Despiértate, despiértate, vístete de poder, oh brazo de Jehová; despiértate como en el tiempo antiguo, en los siglos pasados, Isaías 51.9
Es el lenguaje de los
fieles de Israel en una época futura, suplicando a Dios de todo corazón por una
manifestación de su poder a favor de Sión y la nación. Entendemos que en este
caso “el brazo de Jehová” es una persona: Cristo. Un espíritu de confesión y
súplica precederá aquella grandiosa obra de Dios a favor de Israel en los días
de la gran tribulación.
¿No podemos aprender
nosotros también, en estos días en que vivimos, que, si deseáramos
restauración, avivamiento y bendición, debe haber primeramente un espíritu de
confesión y súplica?
Aquellos suplicantes le hacen a
Dios recordar los tiempos antiguos — varios miles de años — cuando El destruyó
los ejércitos de Faraón para sacar a su pueblo “por camino seco en medio de las
profundidades del mar”. Para ellos Dios nunca ha perdido su poder. Al comienzo
del capítulo leemos: “No se ha acortado la mano de Jehová para salvar, ni se ha
agravado su oído para oír”.
Dios en su clemencia
se tarda muchas veces en “cobrar la cuenta”. Pero en el caso de Israel en este
capítulo, aquella nación ha tenido que cosechar lo que sembró, encontrándose ya
en los tres años y medio de gran aflicción. Si nosotros, su pueblo redimido,
quisiéramos evitar la mano castigadora de nuestro Padre celestial, debiéramos
confesar nuestro pecado y apartarnos de él. “Si confesamos nuestros pecados, él
es fiel y justo para perdonar nuestros pecados, y limpiarnos de toda maldad”.
Despierta,
despierta, levántate, oh Jerusalén, que bebiste de la mano de Jehová el cáliz
de su ira, Isaías 51.17
La respuesta del Señor
al clamor de su pueblo es una llamada a Jerusalén a levantarse. Ahora Dios está
dispuesto a abogar por los suyos; dice el versículo 22 que El aboga por ellos.
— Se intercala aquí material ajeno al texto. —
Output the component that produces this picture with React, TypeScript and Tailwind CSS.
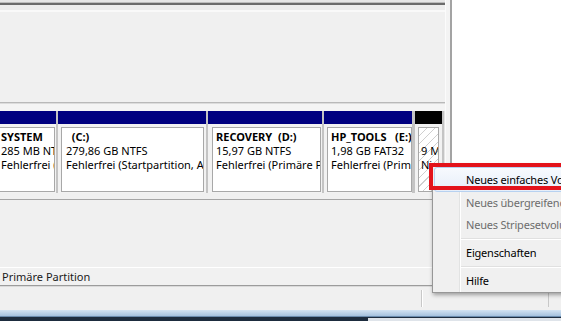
import React from "react";

type Part = {
  label: string;
  size: string;
  status: string;
  col: string;
  box: string;
  text: string;
  bar: string;
  hatched?: boolean;
};

const parts: Part[] = [
  { label: "SYSTEM", size: "285 MB NTFS", status: "Fehlerfrei (System, Aktiv)", col: "w-[62px] -ml-[6px]", box: "ml-[3px] mr-[1px]", text: "pl-[3px]", bar: "bg-[#000080]" },
  { label: "  (C:)", size: "279,86 GB NTFS", status: "Fehlerfrei (Startpartition, Auslagerungsdatei)", col: "w-[148px]", box: "ml-[3px] mr-[2px]", text: "pl-[4px]", bar: "bg-[#000080]" },
  { label: "RECOVERY  (D:)", size: "15,97 GB NTFS", status: "Fehlerfrei (Primäre Partition)", col: "w-[114px]", box: "ml-[4px] mr-[1px]", text: "pl-[3px]", bar: "bg-[#000080]" },
  { label: "HP_TOOLS   (E:)", size: "1,98 GB FAT32", status: "Fehlerfrei (Primäre Partition)", col: "w-[88px]", box: "ml-[3px]", text: "pl-[3px]", bar: "bg-[#000080]" },
  { label: "", size: "9 MB", status: "Nicht zugeordnet", col: "w-[27px] ml-[1px]", box: "ml-[3px] mr-[3px]", text: "pl-[2px]", bar: "bg-black", hatched: true },
];

function Partition({ p }: { p: Part }) {
  return (
    <div className={`${p.col} flex flex-col bg-[#f2f2f2]`}>
      <div className={`h-[13px] ${p.bar}`} />
      <div className="flex-1 pt-[3px] pb-[1px] flex">
        <div
          className={`flex-1 min-w-0 border border-[#a8a8a8] overflow-hidden ${p.box} ${
            p.hatched
              ? "bg-[repeating-linear-gradient(135deg,#ffffff_0px,#ffffff_5px,#cfcfcf_5px,#cfcfcf_6px)]"
              : "bg-white"
          }`}
        >
          <div className={`pt-[2px] ${p.text} text-[11px] leading-[14px] text-black whitespace-pre overflow-hidden`}>
            <div className="font-bold h-[14px]">{p.label}</div>
            <div>{p.size}</div>
            <div>{p.status}</div>
          </div>
        </div>
      </div>
    </div>
  );
}

function MenuItem({ label, disabled, active }: { label: string; disabled?: boolean; active?: boolean }) {
  if (active) {
    return (
      <div className="h-[25px] px-[1px]">
        <div className="h-full rounded-[3px] border border-[#b7d1f0] bg-[linear-gradient(#f7fafe,#e6eef9)] pl-[31px] pt-[1px] leading-[22px] text-black whitespace-nowrap">
          {label}
        </div>
      </div>
    );
  }
  return (
    <div className={`h-[22px] pl-[33px] leading-[22px] whitespace-nowrap ${disabled ? "text-[#6d6d6d]" : "text-black"}`}>
      {label}
    </div>
  );
}

function Separator() {
  return (
    <div className="h-[6px] pl-[28px] flex flex-col justify-center">
      <div className="h-[1px] bg-[#e0e0e0]" />
      <div className="h-[1px] bg-white" />
    </div>
  );
}

export default function App() {
  return (
    <div className="relative w-[561px] h-[321px] overflow-hidden bg-[#f0f0f0] font-['Noto_Sans','Segoe_UI',sans-serif] text-[11px]">
      <div className="flex h-[286px]">
        <div className="w-[445px] flex flex-col">
          <div className="h-[2px] bg-[#e6e6e6]" />
          <div className="h-[1px] bg-[#bdbdbd]" />
          <div className="h-[2px] bg-[#6b6b6b]" />
          <div className="h-[5px] bg-[#ededed]" />
          <div className="h-[2px] bg-[#f9f9f9]" />
          <div className="h-[90px] bg-[#f0f0f0]" />
          <div className="h-[1px] bg-[#b9b9b9]" />
          <div className="h-[1px] bg-[#dcdcdc]" />
          <div className="h-[7px] bg-[#f4f4f4]" />
          <div className="h-[82px] flex gap-[2px] bg-[#c4c4c4]">
            {parts.map((p, i) => (
              <Partition key={i} p={p} />
            ))}
            <div className="flex-1 bg-[#e4e4e4]" />
          </div>
          <div className="h-[6px] bg-[#f0f0f0]" />
          <div className="h-[1px] bg-[#a5a5a5]" />
          <div className="h-[67px] bg-[#f0f0f0]" />
          <div className="h-[1px] bg-white" />
          <div className="h-[17px] bg-[#f1f1f1] pl-[2px] leading-[17px] text-[#1a1a1a] whitespace-nowrap">Primäre Partition</div>
          <div className="h-[1px] bg-[#9c9c9c]" />
        </div>
        <div className="w-[1px] bg-[#fbfbfb]" />
        <div className="w-[4px] bg-[#f3f3f3]" />
        <div className="w-[2px] bg-[#a3a3a3]" />
        <div className="flex-1 bg-white" />
      </div>

      <div className="h-[24px] flex bg-[#f0f0f0] border-t border-[#dadada]">
        <div className="w-[421px]" />
        <div className="w-[1px] my-[3px] bg-[#c8c8c8]" />
        <div className="w-[1px] my-[3px] bg-white" />
        <div className="w-[125px]" />
        <div className="w-[1px] my-[3px] bg-[#c8c8c8]" />
        <div className="flex-1" />
      </div>

      <div className="h-[11px] flex flex-col">
        <div className="h-[6px] bg-[linear-gradient(#d3e3f2,#a5c1dd)]" />
        <div className="h-[1px] bg-[#6a8bad]" />
        <div className="flex-1 flex bg-[#1d2c3e]">
          <div className="w-[368px]" />
          <div className="flex-1 mt-[1px] bg-[#dfe4ea]" />
        </div>
      </div>

      <div className="absolute left-[432px] top-[164px] w-[150px] h-[129px] bg-[#f0f0f0] border border-[#979797] shadow-[1px_2px_4px_rgba(0,0,0,0.35)] tracking-[-0.2px]">
        <div className="absolute left-[26px] top-0 bottom-0 w-[1px] bg-[#e2e3e3]" />
        <div className="absolute left-[27px] top-0 bottom-0 w-[1px] bg-white" />
        <div className="relative pt-[2px]">
          <MenuItem label="Neues einfaches Volume..." active />
          <MenuItem label="Neues übergreifendes Volume..." disabled />
          <MenuItem label="Neues Stripesetvolume..." disabled />
          <Separator />
          <MenuItem label="Eigenschaften" />
          <Separator />
          <MenuItem label="Hilfe" />
        </div>
      </div>

      <div className="absolute left-[429px] top-[163px] w-[150px] h-[27px] border-[4px] border-[#e3131b]" />
    </div>
  );
}
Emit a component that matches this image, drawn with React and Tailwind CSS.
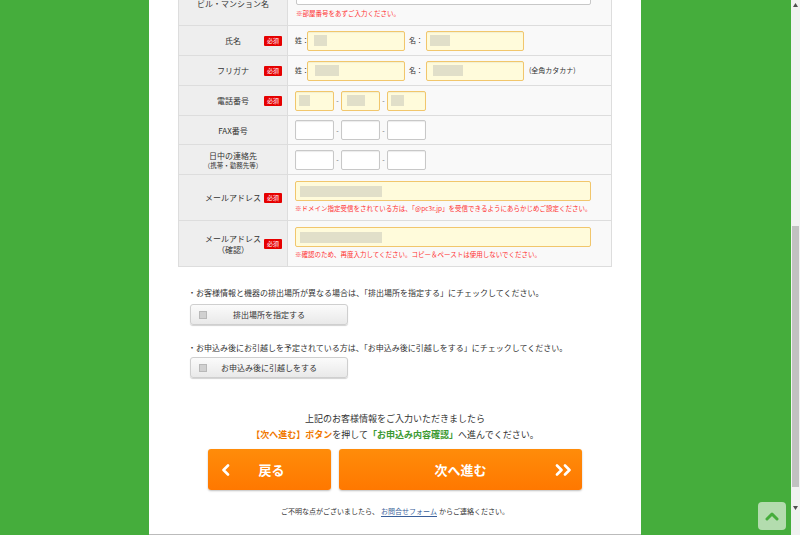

La cosa será al revés: sus enemigos serán angustiados y beberán del cáliz de la
ira divina.
Se trata de esto en Apocalipsis 19,
donde vemos al Señor Jesucristo saliendo del cielo montado sobre un caballo
blanco, con toda su magnificencia de Rey de reyes y Señor de señores. El
pisotea a sus enemigos y libra a Jerusalén y a los fieles de la nación de
Israel de aquellos que los destruían.
En aquel día los
ejércitos celestiales acompañarán a su glorioso Señor, y nosotros seremos
manifestados con él. “Cuando Cristo, vuestra vida, se manifieste, entonces
vosotros también seréis manifestados con él en gloria”, Colosenses 3.4. Su
venida se acerca, y El nos llama ahora: “Levantad vuestra cabeza, porque
vuestra redención está cerca”, Lucas 21.28.
Despierta,
despierta, vístete de poder, oh Sion; vístete tu ropa hermosa, oh Jerusalén,
ciudad santa; porque nunca más vendrá a ti incircunciso ni inmundo, Isaías 52.1
El profeta puede ver a
lo largo de los siglos venideros el cumplimiento pleno de la súplica angustiosa
de Israel a su Dios: “Vístete de poder, oh brazo de Jehová”. El reloj profético
tocará la hora para la restauración de Sión y su preparación para recibir al
gran Rey. Dios es un Dios de orden; El no hace las cosas precipitadamente, ni
actúa antes del tiempo ni después del tiempo.
Una de las razones
porque ha transcurrido tanto tiempo desde el cumplimiento de la profecía de
Isaías es que primeramente el Señor Jesucristo ha de venir y llevar su Iglesia
al cielo. La formación de la Iglesia ha sido una obra lenta pero segura, y está
llegando rápidamente a su consumación.
No se puede ignorar
que hay indicaciones en los acontecimientos mundiales que apoyan esta creencia.
Hay el movimiento nacionalizador de Israel, el movimiento ecuménico en el
romanismo y el protestantismo, el mercado común en Europa con la aparente
restauración del antiguo imperio romano, y se hace palpante entre los que se
congregan en el nombre del Señor el espíritu de tibieza cual Laodicea.